A block of data:
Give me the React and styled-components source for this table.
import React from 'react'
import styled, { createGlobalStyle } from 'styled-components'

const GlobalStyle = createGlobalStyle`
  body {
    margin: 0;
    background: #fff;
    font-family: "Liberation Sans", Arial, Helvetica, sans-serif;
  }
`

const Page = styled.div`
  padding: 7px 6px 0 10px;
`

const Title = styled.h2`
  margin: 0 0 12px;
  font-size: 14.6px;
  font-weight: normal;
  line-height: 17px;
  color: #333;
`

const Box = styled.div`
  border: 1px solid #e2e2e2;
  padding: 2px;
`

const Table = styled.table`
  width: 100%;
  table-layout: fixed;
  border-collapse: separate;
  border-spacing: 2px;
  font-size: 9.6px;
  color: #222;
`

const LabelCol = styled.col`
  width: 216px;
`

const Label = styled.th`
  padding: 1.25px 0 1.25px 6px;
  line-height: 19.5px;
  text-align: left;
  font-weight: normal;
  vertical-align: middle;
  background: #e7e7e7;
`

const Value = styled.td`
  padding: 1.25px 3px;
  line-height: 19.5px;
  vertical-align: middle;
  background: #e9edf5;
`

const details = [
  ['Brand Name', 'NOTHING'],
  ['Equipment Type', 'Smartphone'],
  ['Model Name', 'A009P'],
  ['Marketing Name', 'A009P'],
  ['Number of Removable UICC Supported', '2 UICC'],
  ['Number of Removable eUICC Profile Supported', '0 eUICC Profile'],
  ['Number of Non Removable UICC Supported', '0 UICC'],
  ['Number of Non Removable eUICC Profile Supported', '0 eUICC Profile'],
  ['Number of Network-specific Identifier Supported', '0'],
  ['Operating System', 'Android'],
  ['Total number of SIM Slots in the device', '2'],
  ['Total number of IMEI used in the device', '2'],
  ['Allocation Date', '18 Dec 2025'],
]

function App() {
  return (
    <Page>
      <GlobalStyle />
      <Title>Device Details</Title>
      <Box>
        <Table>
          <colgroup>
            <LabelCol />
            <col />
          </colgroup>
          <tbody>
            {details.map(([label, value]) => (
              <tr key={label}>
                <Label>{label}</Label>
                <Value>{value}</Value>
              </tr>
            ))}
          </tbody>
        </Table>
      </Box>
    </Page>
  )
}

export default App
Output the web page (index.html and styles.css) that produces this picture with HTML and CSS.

■ **PROBLEM**: Give all the entries again exactly; leave none out.

■ **FINAL RESULT**:
Give me the React and styled-components source for this table.
import React from 'react'
import styled, { createGlobalStyle } from 'styled-components'

const GlobalStyle = createGlobalStyle`
  body {
    margin: 0;
    background: #fff;
    font-family: "Liberation Sans", Arial, Helvetica, sans-serif;
  }
`

const Page = styled.div`
  padding: 7px 6px 0 10px;
`

const Title = styled.h2`
  margin: 0 0 12px;
  font-size: 14.6px;
  font-weight: normal;
  line-height: 17px;
  color: #333;
`

const Box = styled.div`
  border: 1px solid #e2e2e2;
  padding: 2px;
`

const Table = styled.table`
  width: 100%;
  table-layout: fixed;
  border-collapse: separate;
  border-spacing: 2px;
  font-size: 9.6px;
  color: #222;
`

const LabelCol = styled.col`
  width: 216px;
`

const Label = styled.th`
  padding: 1.25px 0 1.25px 6px;
  line-height: 19.5px;
  text-align: left;
  font-weight: normal;
  vertical-align: middle;
  background: #e7e7e7;
`

const Value = styled.td`
  padding: 1.25px 3px;
  line-height: 19.5px;
  vertical-align: middle;
  background: #e9edf5;
`

const details = [
  ['Brand Name', 'NOTHING'],
  ['Equipment Type', 'Smartphone'],
  ['Model Name', 'A009P'],
  ['Marketing Name', 'A009P'],
  ['Number of Removable UICC Supported', '2 UICC'],
  ['Number of Removable eUICC Profile Supported', '0 eUICC Profile'],
  ['Number of Non Removable UICC Supported', '0 UICC'],
  ['Number of Non Removable eUICC Profile Supported', '0 eUICC Profile'],
  ['Number of Network-specific Identifier Supported', '0'],
  ['Operating System', 'Android'],
  ['Total number of SIM Slots in the device', '2'],
  ['Total number of IMEI used in the device', '2'],
  ['Allocation Date', '18 Dec 2025'],
]

function App() {
  return (
    <Page>
      <GlobalStyle />
      <Title>Device Details</Title>
      <Box>
        <Table>
          <colgroup>
            <LabelCol />
            <col />
          </colgroup>
          <tbody>
            {details.map(([label, value]) => (
              <tr key={label}>
                <Label>{label}</Label>
                <Value>{value}</Value>
              </tr>
            ))}
          </tbody>
        </Table>
      </Box>
    </Page>
  )
}

export default App
Output the web page (index.html and styles.css) that produces this picture with HTML and CSS.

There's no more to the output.